'''

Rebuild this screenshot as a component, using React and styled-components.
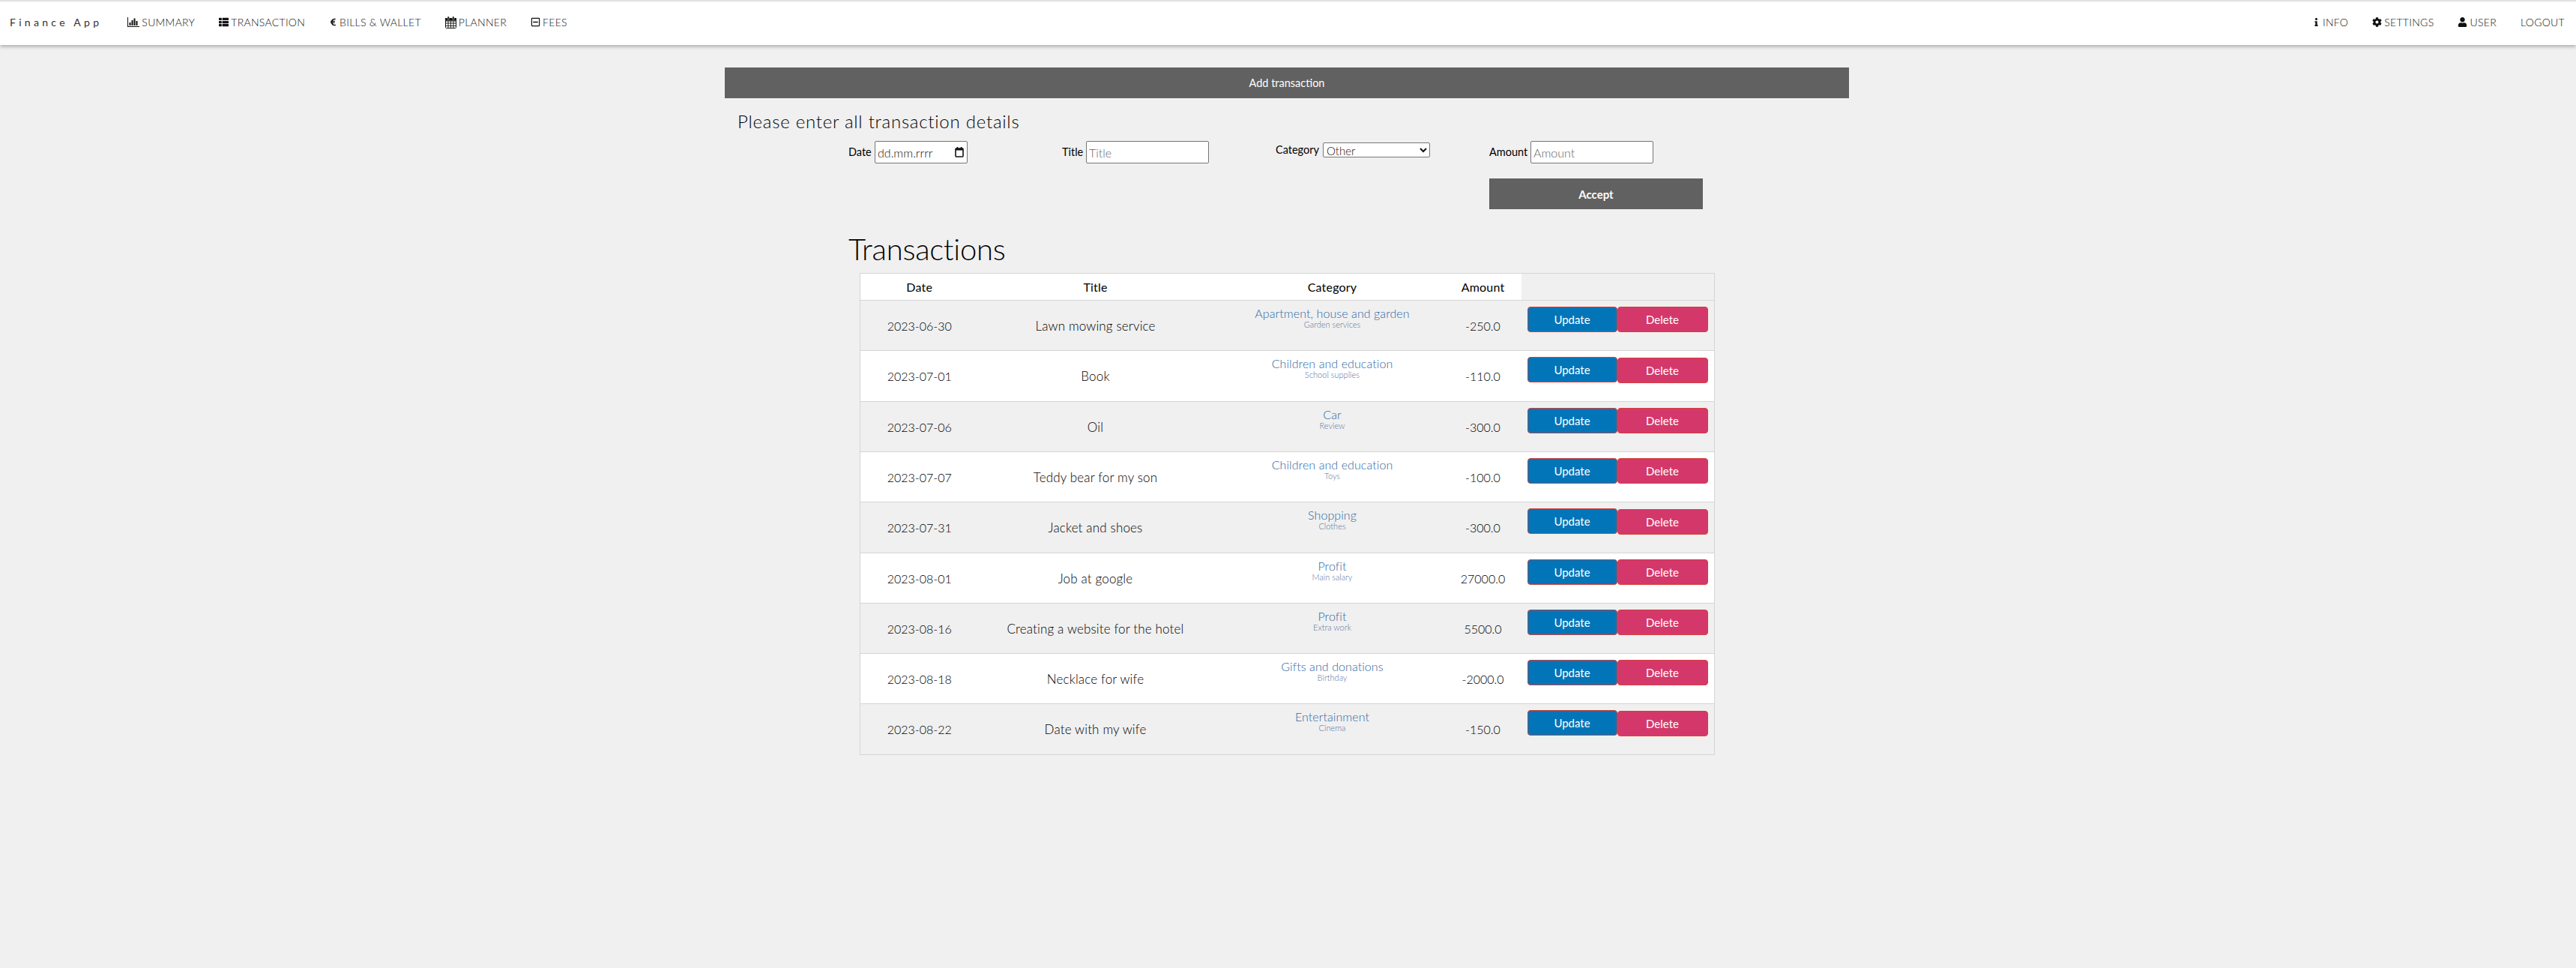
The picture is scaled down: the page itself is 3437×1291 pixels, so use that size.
import React from "react";
import styled, { createGlobalStyle } from "styled-components";
import { FaThList, FaEuroSign, FaRegMinusSquare, FaInfo, FaCog, FaUser } from "react-icons/fa";

const FONT = `"Lato", "Liberation Sans", sans-serif`;

const Global = createGlobalStyle`
  html, body { margin: 0; padding: 0; background: #f0f0f0; }
  body { font-family: ${FONT}; font-weight: 300; color: #111; min-height: 1291px; overflow: hidden; }
  * { box-sizing: border-box; }
`;

const Nav = styled.nav`
  height: 59px; margin-top: 1px; border-top: 1px solid #ddd; background: #fff;
  box-shadow: 0 2px 5px rgba(0,0,0,.3);
  display: flex; align-items: center; justify-content: space-between; padding: 0 15px 3px 13px;
`;
const NavGroup = styled.div`display: flex; align-items: center; gap: 32px;`;
const Brand = styled.span`
  font-size: 14px; letter-spacing: 4.3px; color: #333; margin-right: 2px; font-weight: 400;
`;
const NavLink = styled.a`
  display: inline-flex; align-items: center; gap: 3px; font-size: 14px; color: #111;
  text-transform: uppercase; letter-spacing: .3px;
  svg { font-size: ${p => p.$icon || 13}px; color: #111; flex: none; }
`;

const Page = styled.div`padding-left: 967px; width: 2467px;`;
const Banner = styled.div`
  height: 41px; margin-top: 30px; background: #616161; color: #fff; font-size: 14.5px;
  display: flex; align-items: center; justify-content: center; font-weight: 400;
`;
const Lead = styled.h4`margin: 15px 0 0 17px; font-size: 24px; line-height: 32px; font-weight: 300; letter-spacing: .75px; color: #000;`;

const Content = styled.div`padding-left: 165px;`;
const FormGrid = styled.form`
  display: grid; grid-template-columns: repeat(4, 285px); width: 1140px; margin-top: 10px;
`;
const Field = styled.div`display: flex; align-items: ${p => p.$top ? "flex-start" : "center"}; height: 30px; font-size: 14.5px; font-weight: 400; color: #000;`;
const Label = styled.label`width: ${p => p.$w}px; flex: none; line-height: ${p => p.$top ? "24px" : "30px"};`;
const Input = styled.input`
  width: 164px; height: 30px; border: 1px solid #767676; border-radius: 2px; padding: 0 3px; background: #fff;
  font: 300 16px ${FONT}; color: #222;
  &::placeholder { color: #666; }
`;
const DateBox = styled.div`
  width: 124px; height: 30px; border: 1px solid #767676; border-radius: 2px; padding: 0 3px; background: #fff;
  font: 300 16px ${FONT}; color: #111; display: flex; align-items: center; justify-content: space-between;
  svg { margin-right: 1px; flex: none; }
`;
const Select = styled.select`
  width: 143px; height: 20px; margin-top: 2px; border: 1px solid #767676; border-radius: 2px; background: #fff;
  font: 300 15px ${FONT}; color: #111;
`;
const Accept = styled.button`
  grid-column: 4; height: 41px; margin-top: 20px; border: 0; background: #616161; color: #fff;
  font: 700 15px ${FONT};
`;

const Heading = styled.h1`margin: 29px 0 0; font-size: 40px; line-height: 48px; font-weight: 300; color: #000; letter-spacing: -.25px;`;
const Table = styled.table`
  margin: 8px 0 0 15px; width: 1140px; table-layout: fixed; border-collapse: collapse; border: 1px solid #d5d5d5;
`;
const Head = styled.th`
  height: 36px; padding: 0 ${p => p.$pr || 0}px 0 0; background: ${p => p.$blank ? "transparent" : "#fff"}; font-size: 16px; font-weight: 400; color: #000;
  width: ${p => p.$w}px; border-bottom: 1px solid #d5d5d5; letter-spacing: .2px;
`;
const Row = styled.tr`
  height: ${p => p.$tall ? 68 : 67}px; background: ${p => p.$odd ? "#f0f0f0" : "#fff"}; border-bottom: 1px solid #d5d5d5;
`;
const Cell = styled.td`
  padding: 0 ${p => p.$pr || 0}px 0 0; text-align: center; font-size: 16px; color: #000; vertical-align: middle;
`;
const TitleCell = styled(Cell)`font-size: 17px; letter-spacing: .15px;`;
const CatCell = styled.td`padding: 7px 0 0; text-align: center; vertical-align: top;`;
const Cat = styled.div`font-size: 16px; line-height: 20px; color: #2d69a6; letter-spacing: .08px;`;
const Sub = styled.div`font-size: 11px; line-height: 10px; color: #58749f;`;
const Actions = styled.div`display: flex; align-items: flex-start; padding: 8px 0 0 8px; height: 100%;`;
const ActionCell = styled.td`padding: 0; vertical-align: top;`;
const Btn = styled.button`
  width: ${p => p.$w}px; height: 34px; border: 1px solid #d43f3a; border-radius: 4px;
  background: ${p => p.$bg}; color: #fff; font: 400 15px ${FONT}; padding: 0;
  margin-top: ${p => p.$down ? 1 : 0}px;
`;

const BarChartIcon = () => (
  <svg width="16" height="13" viewBox="0 0 16 13" fill="#111">
    <rect x="0" y="0" width="1" height="13" />
    <rect x="0" y="12" width="16" height="1" />
    <rect x="2.5" y="7" width="2" height="4" />
    <rect x="5.5" y="4" width="2" height="7" />
    <rect x="8.5" y="1.5" width="2" height="9.5" />
    <rect x="11.5" y="5" width="2" height="6" />
  </svg>
);
const CalendarIcon = () => (
  <svg width="15" height="16" viewBox="0 0 15 16" fill="none" stroke="#111" strokeWidth="1">
    <rect x=".5" y="2.5" width="14" height="13" rx="1" />
    <path d="M.5 6h14M.5 9h14M.5 12.5h14M4 6v9.5M7.5 6v9.5M11 6v9.5" strokeWidth=".9" />
    <rect x="0" y="2" width="15" height="3.5" fill="#111" stroke="none" />
    <rect x="3" y="0" width="2.4" height="4" rx=".8" fill="#111" stroke="#fff" strokeWidth=".5" />
    <rect x="9.6" y="0" width="2.4" height="4" rx=".8" fill="#111" stroke="#fff" strokeWidth=".5" />
  </svg>
);
const PickerIcon = () => (
  <svg width="12" height="14" viewBox="0 0 12 14" fill="none" stroke="#111">
    <rect x="1" y="2" width="10" height="11" rx="1" strokeWidth="1.6" />
    <path d="M1 3.2h10" strokeWidth="2.6" />
    <path d="M3.4 0v2M8.6 0v2" strokeWidth="1.6" />
  </svg>
);

const rows = [
  ["2023-06-30", "Lawn mowing service", "Apartment, house and garden", "Garden services", "-250.0", 0],
  ["2023-07-01", "Book", "Children and education", "School supplies", "-110.0", 1],
  ["2023-07-06", "Oil", "Car", "Review", "-300.0", 0],
  ["2023-07-07", "Teddy bear for my son", "Children and education", "Toys", "-100.0", 0],
  ["2023-07-31", "Jacket and shoes", "Shopping", "Clothes", "-300.0", 1],
  ["2023-08-01", "Job at google", "Profit", "Main salary", "27000.0", 0],
  ["2023-08-16", "Creating a website for the hotel", "Profit", "Extra work", "5500.0", 0],
  ["2023-08-18", "Necklace for wife", "Gifts and donations", "Birthday", "-2000.0", 0],
  ["2023-08-22", "Date with my wife", "Entertainment", "Cinema", "-150.0", 1],
];

export default function App() {
  return (
    <>
      <Global />
      <Nav>
        <NavGroup>
          <Brand>Finance App</Brand>
          <NavLink><BarChartIcon />Summary</NavLink>
          <NavLink><FaThList />Transaction</NavLink>
          <NavLink $icon={11}><FaEuroSign />Bills &amp; Wallet</NavLink>
          <NavLink><CalendarIcon />Planner</NavLink>
          <NavLink><FaRegMinusSquare />Fees</NavLink>
        </NavGroup>
        <NavGroup>
          <NavLink $icon={11}><FaInfo />Info</NavLink>
          <NavLink><FaCog />Settings</NavLink>
          <NavLink><FaUser />User</NavLink>
          <NavLink>Logout</NavLink>
        </NavGroup>
      </Nav>
      <Page>
        <Banner>Add transaction</Banner>
        <Lead>Please enter all transaction details</Lead>
        <Content>
          <FormGrid>
            <Field><Label $w={35}>Date</Label><DateBox>dd.mm.rrrr<PickerIcon /></DateBox></Field>
            <Field><Label $w={32}>Title</Label><Input placeholder="Title" /></Field>
            <Field $top><Label $w={63} $top>Category</Label><Select defaultValue="Other"><option>Other</option></Select></Field>
            <Field><Label $w={55}>Amount</Label><Input placeholder="Amount" /></Field>
            <Accept type="button">Accept</Accept>
          </FormGrid>
          <Heading>Transactions</Heading>
          <Table>
            <thead>
              <tr>
                <Head $w={158}>Date</Head>
                <Head $w={312}>Title</Head>
                <Head $w={320}>Category</Head>
                <Head $w={92} $pr={10}>Amount</Head>
                <Head $w={258} $blank />
              </tr>
            </thead>
            <tbody>
              {rows.map((r, i) => (
                <Row key={r[0]} $odd={i % 2 === 0} $tall={!!r[5]}>
                  <Cell>{r[0]}</Cell>
                  <TitleCell>{r[1]}</TitleCell>
                  <CatCell><Cat>{r[2]}</Cat><Sub>{r[3]}</Sub></CatCell>
                  <Cell $pr={10}>{r[4]}</Cell>
                  <ActionCell>
                    <Actions>
                      <Btn $w={120} $bg="#0275b8">Update</Btn>
                      <Btn $w={121} $bg="#d4386a" $down={!!r[5]}>Delete</Btn>
                    </Actions>
                  </ActionCell>
                </Row>
              ))}
            </tbody>
          </Table>
        </Content>
      </Page>
    </>
  );
}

'''

[Instructions for the task]: From the data above, copy out every line with the string "down" in it.

[Output for this task]:
The picture is scaled down: the page itself is 3437×1291 pixels, so use that size.
  margin-top: ${p => p.$down ? 1 : 0}px;
                      <Btn $w={121} $bg="#d4386a" $down={!!r[5]}>Delete</Btn>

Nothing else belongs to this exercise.